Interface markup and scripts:
--------------------------------------------------
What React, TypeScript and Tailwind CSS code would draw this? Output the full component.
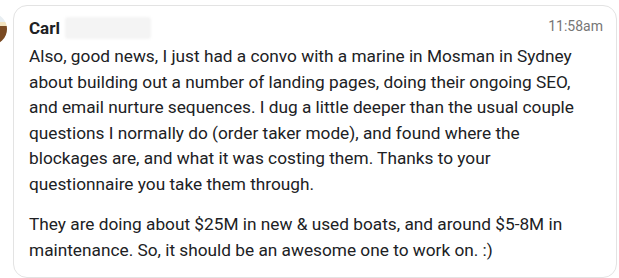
export default function App() {
  return (
    <div className="w-[619px] h-[278px] bg-white overflow-hidden flex items-start pt-[5px]" style={{ fontFamily: 'Roboto, "Liberation Sans", sans-serif' }}>
      <div className="shrink-0 w-8 h-8 rounded-full ml-[-25px] mt-[8px] mr-[6px] overflow-hidden flex flex-col">
        <div className="h-[9px] bg-[#e8eef2]" />
        <div className="h-[4px] bg-[#f2e3c0]" />
        <div className="flex-1 bg-[#7a4a22]" />
      </div>
      <div className="flex-1 mr-[2px] h-[273px] border border-[#e3e3e3] rounded-[14px] pl-[15px] pr-[13px] pt-[9px] text-[#202124]">
        <div className="flex items-start justify-between h-[29px]">
          <div className="flex items-center">
            <span className="text-[17px] font-bold leading-[26px]">Carl</span>
            <span className="ml-[5px] w-[86px] h-[22px] bg-[#f4f4f4] rounded-[3px] blur-[1px]" />
          </div>
          <span className="text-[14px] text-[#767676] leading-[20px] mt-[1px]">11:58am</span>
        </div>
        <div className="pr-[12px]">
          <p className="text-[17.25px] leading-[25.5px]">
            Also, good news, I just had a convo with a marine in Mosman in Sydney about building out a number of landing pages, doing their ongoing SEO, and email nurture sequences. I dug a little deeper than the usual couple questions I normally do (order taker mode), and found where the blockages are, and what it was costing them. Thanks to your questionnaire you take them through.
          </p>
          <p className="text-[17.25px] leading-[25.5px] mt-[15px]">
            They are doing about $25M in new &amp; used boats, and around $5-8M in maintenance. So, it should be an awesome one to work on. :)
          </p>
        </div>
      </div>
    </div>
  );
}
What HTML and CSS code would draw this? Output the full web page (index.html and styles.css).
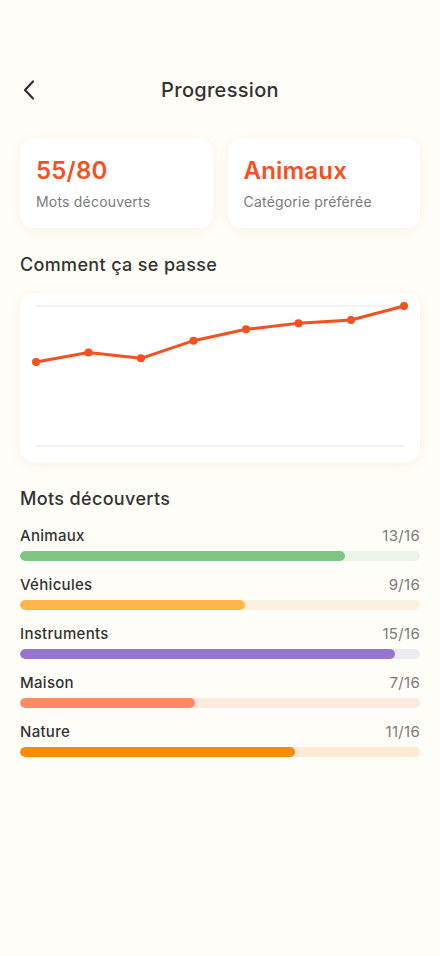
FILE: index.html
```html
<!DOCTYPE html>
<html lang="fr">
<head>
<meta charset="utf-8">
<title>Progression</title>
<link rel="stylesheet" href="styles.css">
</head>
<body>
<div class="page">
  <header class="topbar">
    <button class="back" aria-label="Retour">
      <svg width="14" height="20" viewBox="0 0 14 20"><path d="M11 1.5 L3 10 L11 18.5" fill="none" stroke="#2f2f2f" stroke-width="2.2" stroke-linecap="round" stroke-linejoin="round"/></svg>
    </button>
    <h1 class="title">Progression</h1>
  </header>

  <section class="stats">
    <div class="card stat">
      <div class="stat-value">55/80</div>
      <div class="stat-label">Mots découverts</div>
    </div>
    <div class="card stat">
      <div class="stat-value">Animaux</div>
      <div class="stat-label">Catégorie préférée</div>
    </div>
  </section>

  <h2 class="section-title">Comment ça se passe</h2>
  <div class="card chart">
    <svg width="400" height="169" viewBox="0 0 400 169">
      <line x1="16" y1="13" x2="384" y2="13" stroke="#eeeff2" stroke-width="1.5"/>
      <line x1="16" y1="153" x2="384" y2="153" stroke="#eeeff2" stroke-width="1.5"/>
      <polyline fill="none" stroke="#f4511e" stroke-width="3" stroke-linejoin="round" stroke-linecap="round"
        points="16,69 68.5,59.5 121,65.3 173.5,47.7 226,36.3 278.5,30.3 331,27 384,13"/>
      <g fill="#f4511e">
        <circle cx="16" cy="69" r="4"/>
        <circle cx="68.5" cy="59.5" r="4"/>
        <circle cx="121" cy="65.3" r="4"/>
        <circle cx="173.5" cy="47.7" r="4"/>
        <circle cx="226" cy="36.3" r="4"/>
        <circle cx="278.5" cy="30.3" r="4"/>
        <circle cx="331" cy="27" r="4"/>
        <circle cx="384" cy="13" r="4"/>
      </g>
    </svg>
  </div>

  <h2 class="section-title words-title">Mots découverts</h2>
  <div class="bars">
    <div class="bar-row">
      <div class="bar-head"><span class="bar-name">Animaux</span><span class="bar-count">13/16</span></div>
      <div class="track green"><div class="fill" style="width:81.25%"></div></div>
    </div>
    <div class="bar-row">
      <div class="bar-head"><span class="bar-name">Véhicules</span><span class="bar-count">9/16</span></div>
      <div class="track amber"><div class="fill" style="width:56.25%"></div></div>
    </div>
    <div class="bar-row">
      <div class="bar-head"><span class="bar-name">Instruments</span><span class="bar-count">15/16</span></div>
      <div class="track purple"><div class="fill" style="width:93.75%"></div></div>
    </div>
    <div class="bar-row">
      <div class="bar-head"><span class="bar-name">Maison</span><span class="bar-count">7/16</span></div>
      <div class="track salmon"><div class="fill" style="width:43.75%"></div></div>
    </div>
    <div class="bar-row">
      <div class="bar-head"><span class="bar-name">Nature</span><span class="bar-count">11/16</span></div>
      <div class="track orange"><div class="fill" style="width:68.75%"></div></div>
    </div>
  </div>
</div>
</body>
</html>
```

FILE: styles.css
```css
* { box-sizing: border-box; }
html, body { margin: 0; padding: 0; }
body {
  background: #fffdf7;
  font-family: Inter, "Noto Sans", "Liberation Sans", sans-serif;
  color: #333333;
  width: 440px;
  min-height: 956px;
}
.page {
  padding: 70px 20px 0 20px;
}
.topbar {
  position: relative;
  height: 40px;
  display: flex;
  align-items: center;
  justify-content: center;
}
.back {
  position: absolute;
  left: 0;
  top: 10px;
  width: 20px;
  height: 20px;
  padding: 0 0 0 2px;
  border: 0;
  background: transparent;
  display: flex;
  align-items: center;
}
.title {
  margin: 0;
  font-size: 20px;
  font-weight: 500;
  letter-spacing: 0.3px;
  line-height: 40px;
  color: #333333;
}
.stats {
  margin-top: 28px;
  display: flex;
  gap: 15px;
}
.card {
  background: #ffffff;
  border-radius: 14px;
  box-shadow: 0 2px 12px rgba(120, 100, 60, 0.07);
}
.stat {
  flex: 1;
  padding: 18px 16px 16px 16px;
}
.stat-value {
  font-size: 24px;
  font-weight: 600;
  letter-spacing: 0.2px;
  line-height: 30px;
  color: #f4511e;
}
.stat-label {
  margin-top: 6px;
  font-size: 14px;
  line-height: 20px;
  letter-spacing: 0.2px;
  color: #7a7a7a;
}
.section-title {
  margin: 25px 0 0 0;
  font-size: 18px;
  font-weight: 500;
  letter-spacing: 0.35px;
  line-height: 24px;
  color: #333333;
}
.chart {
  margin-top: 16px;
  height: 169px;
  overflow: hidden;
}
.chart svg { display: block; }
.words-title { margin-top: 25px; }
.bars {
  margin-top: 15px;
  display: flex;
  flex-direction: column;
  gap: 14.5px;
}
.bar-head {
  display: flex;
  justify-content: space-between;
  align-items: center;
  line-height: 20px;
  font-size: 15px;
  letter-spacing: 0.3px;
}
.bar-name { font-weight: 500; color: #333333; }
.bar-count { color: #7a7a7a; }
.track {
  margin-top: 4.5px;
  height: 10px;
  border-radius: 5px;
  overflow: hidden;
}
.fill { height: 100%; border-radius: 5px; }
.green { background: #ecf3e9; }
.green .fill { background: #7dc683; }
.amber { background: #fdf0dc; }
.amber .fill { background: #ffb74d; }
.purple { background: #ecebf0; }
.purple .fill { background: #9575cd; }
.salmon { background: #fde9dd; }
.salmon .fill { background: #ff8a65; }
.orange { background: #fdebd3; }
.orange .fill { background: #fb8c00; }
```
--------------------------------------------------
(Exercise prompt)
Your task is to return the entries above exactly, with no pictures.

(Exercise response)
What React, TypeScript and Tailwind CSS code would draw this? Output the full component.
export default function App() {
  return (
    <div className="w-[619px] h-[278px] bg-white overflow-hidden flex items-start pt-[5px]" style={{ fontFamily: 'Roboto, "Liberation Sans", sans-serif' }}>
      <div className="shrink-0 w-8 h-8 rounded-full ml-[-25px] mt-[8px] mr-[6px] overflow-hidden flex flex-col">
        <div className="h-[9px] bg-[#e8eef2]" />
        <div className="h-[4px] bg-[#f2e3c0]" />
        <div className="flex-1 bg-[#7a4a22]" />
      </div>
      <div className="flex-1 mr-[2px] h-[273px] border border-[#e3e3e3] rounded-[14px] pl-[15px] pr-[13px] pt-[9px] text-[#202124]">
        <div className="flex items-start justify-between h-[29px]">
          <div className="flex items-center">
            <span className="text-[17px] font-bold leading-[26px]">Carl</span>
            <span className="ml-[5px] w-[86px] h-[22px] bg-[#f4f4f4] rounded-[3px] blur-[1px]" />
          </div>
          <span className="text-[14px] text-[#767676] leading-[20px] mt-[1px]">11:58am</span>
        </div>
        <div className="pr-[12px]">
          <p className="text-[17.25px] leading-[25.5px]">
            Also, good news, I just had a convo with a marine in Mosman in Sydney about building out a number of landing pages, doing their ongoing SEO, and email nurture sequences. I dug a little deeper than the usual couple questions I normally do (order taker mode), and found where the blockages are, and what it was costing them. Thanks to your questionnaire you take them through.
          </p>
          <p className="text-[17.25px] leading-[25.5px] mt-[15px]">
            They are doing about $25M in new &amp; used boats, and around $5-8M in maintenance. So, it should be an awesome one to work on. :)
          </p>
        </div>
      </div>
    </div>
  );
}
What HTML and CSS code would draw this? Output the full web page (index.html and styles.css).
FILE: index.html
```html
<!DOCTYPE html>
<html lang="fr">
<head>
<meta charset="utf-8">
<title>Progression</title>
<link rel="stylesheet" href="styles.css">
</head>
<body>
<div class="page">
  <header class="topbar">
    <button class="back" aria-label="Retour">
      <svg width="14" height="20" viewBox="0 0 14 20"><path d="M11 1.5 L3 10 L11 18.5" fill="none" stroke="#2f2f2f" stroke-width="2.2" stroke-linecap="round" stroke-linejoin="round"/></svg>
    </button>
    <h1 class="title">Progression</h1>
  </header>

  <section class="stats">
    <div class="card stat">
      <div class="stat-value">55/80</div>
      <div class="stat-label">Mots découverts</div>
    </div>
    <div class="card stat">
      <div class="stat-value">Animaux</div>
      <div class="stat-label">Catégorie préférée</div>
    </div>
  </section>

  <h2 class="section-title">Comment ça se passe</h2>
  <div class="card chart">
    <svg width="400" height="169" viewBox="0 0 400 169">
      <line x1="16" y1="13" x2="384" y2="13" stroke="#eeeff2" stroke-width="1.5"/>
      <line x1="16" y1="153" x2="384" y2="153" stroke="#eeeff2" stroke-width="1.5"/>
      <polyline fill="none" stroke="#f4511e" stroke-width="3" stroke-linejoin="round" stroke-linecap="round"
        points="16,69 68.5,59.5 121,65.3 173.5,47.7 226,36.3 278.5,30.3 331,27 384,13"/>
      <g fill="#f4511e">
        <circle cx="16" cy="69" r="4"/>
        <circle cx="68.5" cy="59.5" r="4"/>
        <circle cx="121" cy="65.3" r="4"/>
        <circle cx="173.5" cy="47.7" r="4"/>
        <circle cx="226" cy="36.3" r="4"/>
        <circle cx="278.5" cy="30.3" r="4"/>
        <circle cx="331" cy="27" r="4"/>
        <circle cx="384" cy="13" r="4"/>
      </g>
    </svg>
  </div>

  <h2 class="section-title words-title">Mots découverts</h2>
  <div class="bars">
    <div class="bar-row">
      <div class="bar-head"><span class="bar-name">Animaux</span><span class="bar-count">13/16</span></div>
      <div class="track green"><div class="fill" style="width:81.25%"></div></div>
    </div>
    <div class="bar-row">
      <div class="bar-head"><span class="bar-name">Véhicules</span><span class="bar-count">9/16</span></div>
      <div class="track amber"><div class="fill" style="width:56.25%"></div></div>
    </div>
    <div class="bar-row">
      <div class="bar-head"><span class="bar-name">Instruments</span><span class="bar-count">15/16</span></div>
      <div class="track purple"><div class="fill" style="width:93.75%"></div></div>
    </div>
    <div class="bar-row">
      <div class="bar-head"><span class="bar-name">Maison</span><span class="bar-count">7/16</span></div>
      <div class="track salmon"><div class="fill" style="width:43.75%"></div></div>
    </div>
    <div class="bar-row">
      <div class="bar-head"><span class="bar-name">Nature</span><span class="bar-count">11/16</span></div>
      <div class="track orange"><div class="fill" style="width:68.75%"></div></div>
    </div>
  </div>
</div>
</body>
</html>
```

FILE: styles.css
```css
* { box-sizing: border-box; }
html, body { margin: 0; padding: 0; }
body {
  background: #fffdf7;
  font-family: Inter, "Noto Sans", "Liberation Sans", sans-serif;
  color: #333333;
  width: 440px;
  min-height: 956px;
}
.page {
  padding: 70px 20px 0 20px;
}
.topbar {
  position: relative;
  height: 40px;
  display: flex;
  align-items: center;
  justify-content: center;
}
.back {
  position: absolute;
  left: 0;
  top: 10px;
  width: 20px;
  height: 20px;
  padding: 0 0 0 2px;
  border: 0;
  background: transparent;
  display: flex;
  align-items: center;
}
.title {
  margin: 0;
  font-size: 20px;
  font-weight: 500;
  letter-spacing: 0.3px;
  line-height: 40px;
  color: #333333;
}
.stats {
  margin-top: 28px;
  display: flex;
  gap: 15px;
}
.card {
  background: #ffffff;
  border-radius: 14px;
  box-shadow: 0 2px 12px rgba(120, 100, 60, 0.07);
}
.stat {
  flex: 1;
  padding: 18px 16px 16px 16px;
}
.stat-value {
  font-size: 24px;
  font-weight: 600;
  letter-spacing: 0.2px;
  line-height: 30px;
  color: #f4511e;
}
.stat-label {
  margin-top: 6px;
  font-size: 14px;
  line-height: 20px;
  letter-spacing: 0.2px;
  color: #7a7a7a;
}
.section-title {
  margin: 25px 0 0 0;
  font-size: 18px;
  font-weight: 500;
  letter-spacing: 0.35px;
  line-height: 24px;
  color: #333333;
}
.chart {
  margin-top: 16px;
  height: 169px;
  overflow: hidden;
}
.chart svg { display: block; }
.words-title { margin-top: 25px; }
.bars {
  margin-top: 15px;
  display: flex;
  flex-direction: column;
  gap: 14.5px;
}
.bar-head {
  display: flex;
  justify-content: space-between;
  align-items: center;
  line-height: 20px;
  font-size: 15px;
  letter-spacing: 0.3px;
}
.bar-name { font-weight: 500; color: #333333; }
.bar-count { color: #7a7a7a; }
.track {
  margin-top: 4.5px;
  height: 10px;
  border-radius: 5px;
  overflow: hidden;
}
.fill { height: 100%; border-radius: 5px; }
.green { background: #ecf3e9; }
.green .fill { background: #7dc683; }
.amber { background: #fdf0dc; }
.amber .fill { background: #ffb74d; }
.purple { background: #ecebf0; }
.purple .fill { background: #9575cd; }
.salmon { background: #fde9dd; }
.salmon .fill { background: #ff8a65; }
.orange { background: #fdebd3; }
.orange .fill { background: #fb8c00; }
```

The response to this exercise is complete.